URBANA, IL – Kaiyu Guan and Mattia Gazzola, both Blue Waters professors at the National Center for Supercomputing Applications (NCSA), have been announced as recipients of the National Science Foundation’s annual CAREER awards, allowing them to dive even deeper into the world of computation in agriculture and fluid dynamics, respectively.

A hallmark achievement for young researchers, the CAREER award is described by the NSF as “a Foundation-wide activity that offers the National Science Foundation’s most prestigious awards in support of early-career faculty who have the potential to serve as academic role models in research and education and to lead advances in the mission of their department or organization. Activities pursued by early-career faculty should build a firm foundation for a lifetime of leadership in integrating education and research.”

Kaiyu Guan, a Blue Waters Professor at NCSA and an Assistant Professor of Natural Resources and Environmental Sciences (NRES) in the University of Illinois’ Colege of Agricultural, Consumer and Environmental Sciences (ACES), has used the Blue Waters system at NCSA to process satellite crop data, allowing unprecedented predictions of large-scale crop yield

“I am very honored to be awarded the NSF CAREER Award. This award not only provides encouragements on the work that I’ve been doing, but also offers generous resources to realize more ambitious goals in my research, which is to model every individual field for its crop growth, water use, and nutrient cycles for the whole Corn Belt,” said Guan. “I am grateful for all the supports that NCSA provides, especially the Blue Waters and Blue Waters’s team. Without them, nothing would be possible.”

By using supercomputers to comb through massive amounts of satellite image data, Guan and his team are able to make predictions that are relevant to a handful of national interests, from the agricultural economy to food security.

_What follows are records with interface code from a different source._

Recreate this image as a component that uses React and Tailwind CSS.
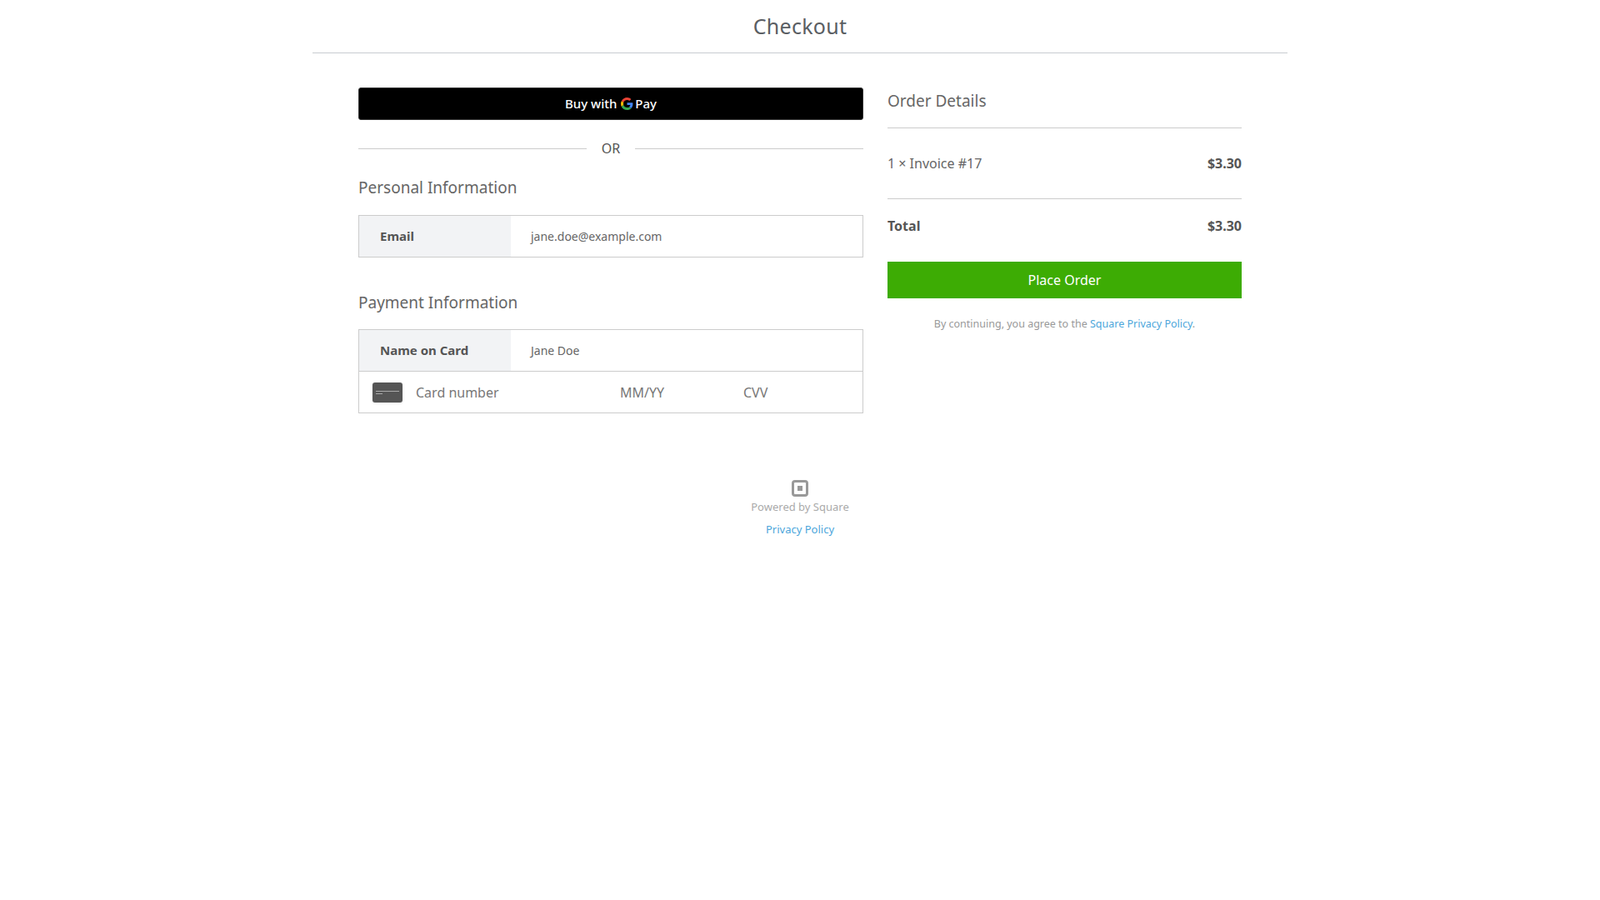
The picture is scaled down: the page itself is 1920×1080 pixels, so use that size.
export default function App() {
  return (
    <div className="min-h-screen bg-white text-[#555] font-['Lato','Open_Sans',sans-serif]">
      <div className="w-[1170px] mx-auto border-b border-[#c8ccd0] h-[64px] flex items-center justify-center">
        <h1 className="text-[25px] text-[#5a5e63] tracking-[0.3px]">Checkout</h1>
      </div>
      <div className="w-[1060px] mx-auto flex gap-[29px] pt-[41px]">
        <div className="w-[606px]">
          <button className="w-full h-[39px] bg-black rounded-[3px] border border-[#333] text-white text-[15px] font-['Roboto',sans-serif] font-medium flex items-center justify-center gap-[5px]">
            <span>Buy with</span>
            <span className="flex items-center gap-[2px]">
              <svg width="15" height="15" viewBox="0 0 48 48">
                <path fill="#EA4335" d="M24 9.5c3.5 0 6.6 1.2 9.1 3.6l6.8-6.8C35.8 2.4 30.3 0 24 0 14.6 0 6.6 5.4 2.6 13.2l7.9 6.2C12.4 13.6 17.7 9.5 24 9.5z"/>
                <path fill="#4285F4" d="M46.1 24.5c0-1.6-.1-3.1-.4-4.5H24v9h12.4c-.5 2.9-2.2 5.3-4.6 7l7.5 5.8c4.3-4 6.8-10 6.8-17.3z"/>
                <path fill="#FBBC05" d="M10.5 28.6c-.5-1.4-.8-3-.8-4.6s.3-3.2.8-4.6l-7.9-6.2C.9 16.6 0 20.2 0 24s.9 7.4 2.6 10.8l7.9-6.2z"/>
                <path fill="#34A853" d="M24 48c6.5 0 11.9-2.1 15.9-5.8l-7.5-5.8c-2.1 1.4-4.8 2.3-8.4 2.3-6.3 0-11.6-4.1-13.5-9.9l-7.9 6.2C6.6 42.6 14.6 48 24 48z"/>
              </svg>
              <span>Pay</span>
            </span>
          </button>
          <div className="flex items-center gap-[18px] mt-[22px]">
            <div className="flex-1 h-px bg-[#ccc]" />
            <span className="text-[16px] text-[#555] font-['Open_Sans',sans-serif]">OR</span>
            <div className="flex-1 h-px bg-[#ccc]" />
          </div>
          <h2 className="text-[19px] text-[#666] mt-[21px]">Personal Information</h2>
          <div className="mt-[18px] border border-[#ccc] flex h-[51px]">
            <div className="w-[182px] bg-[#f2f3f5] flex items-center pl-[25px] font-bold text-[15px] text-[#555]">Email</div>
            <div className="flex-1 flex items-center pl-[24px] text-[14px] text-[#666] font-['Roboto',sans-serif]">jane.doe@example.com</div>
          </div>
          <h2 className="text-[19px] text-[#666] mt-[40px]">Payment Information</h2>
          <div className="mt-[18px] border border-[#ccc]">
            <div className="flex h-[50px] border-b border-[#ccc]">
              <div className="w-[182px] bg-[#f2f3f5] flex items-center pl-[25px] font-bold text-[15px] text-[#555]">Name on Card</div>
              <div className="flex-1 flex items-center pl-[24px] text-[14px] text-[#666] font-['Roboto',sans-serif]">Jane Doe</div>
            </div>
            <div className="flex items-center h-[49px] font-['Roboto',sans-serif] text-[16px] text-[#777]">
              <div className="ml-[16px] w-[36px] h-[24px] rounded-[3px] bg-[#555] flex flex-col justify-center px-[4px] gap-[2px] shadow">
                <div className="h-[1px] bg-[#aaa] w-full" />
                <div className="h-[1px] bg-[#aaa] w-[8px]" />
              </div>
              <span className="ml-[16px] w-[245px]">Card number</span>
              <span className="w-[148px]">MM/YY</span>
              <span>CVV</span>
            </div>
          </div>
        </div>
        <div className="w-[425px]">
          <h2 className="text-[19px] text-[#666] pt-[2px] leading-[28px]">Order Details</h2>
          <div className="h-px bg-[#ccc] mt-[18px]" />
          <div className="flex justify-between items-center h-[84px] text-[16px]">
            <span className="text-[#666]">1 × Invoice #17</span>
            <span className="font-bold text-[#555]">$3.30</span>
          </div>
          <div className="h-px bg-[#ccc]" />
          <div className="flex justify-between items-center h-[64px] text-[16px] font-bold text-[#555]">
            <span>Total</span>
            <span>$3.30</span>
          </div>
          <button className="w-full h-[44px] bg-[#3dac04] text-white text-[16px] mt-[11px]">Place Order</button>
          <p className="text-center text-[12.5px] text-[#999] mt-[22px]">
            By continuing, you agree to the <span className="text-[#4ca6db]">Square Privacy Policy</span>.
          </p>
        </div>
      </div>
      <div className="flex flex-col items-center mt-[80px]">
        <svg width="20" height="20" viewBox="0 0 20 20">
          <rect x="1.5" y="1.5" width="17" height="17" rx="2.5" fill="none" stroke="#999" strokeWidth="3" />
          <rect x="7" y="7" width="6" height="6" fill="#999" />
        </svg>
        <span className="text-[13px] text-[#aaa] mt-[3px]">Powered by Square</span>
        <span className="text-[13px] text-[#4ca6db] mt-[7px]">Privacy Policy</span>
      </div>
    </div>
  );
}
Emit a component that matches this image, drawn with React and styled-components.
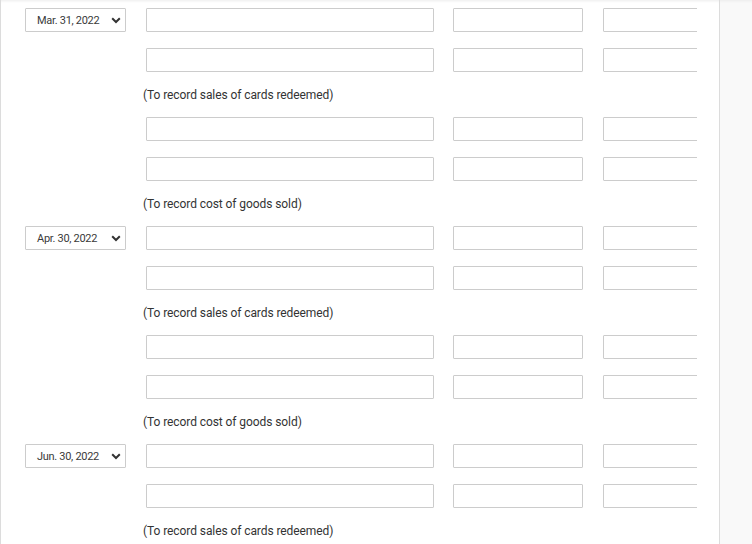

Through this CAREER award, Guan will receive an additional five years of funding valued at $510,000.

Mattia Gazzola, a Blue Waters Professor at NCSA and an Assistant Professor of Mechanical Science and Engineering at the University of Illinois, also received a CAREER Award from the NSF for his work to model “streaming” flows around small complex geometries and, eventually, miniaturized robots.

Streaming is a phenomenon in which an object that oscillates with the right frequency in a fluid can generate stable and predictable flow structures. These can then be used in microfluidics to manipulate the surrounding environment for drug delivery, micromixing or particle separation.

“We’re not experimentalists; we are simulation and modeling people. It’s possible to build some of these minuscule machines, but it’s very hard to design them. We want to be able to model and simulate them so we can do the entire design computationally, and then you can build them and spare a ton of time.”

Though using a tiny robot to deliver particles in the human body for medical reasons may be far from mainstream, Gazzola’s work has, and will continue to, lay the necessary groundwork for groundbreaking medical applications and fundamental flow topology.

“Medicine is a large application of this research in the future, but there are other applications in microfluidics. If we can understand how geometry affects flow topology and streaming fields, you can imagine doing more efficient particle separation or micro-mixing, for example. This CAREER is really looking at some of these new phenomena that you can leverage with streaming, so it’s not necessarily targeted to an explicit application. It’s more fundamental.”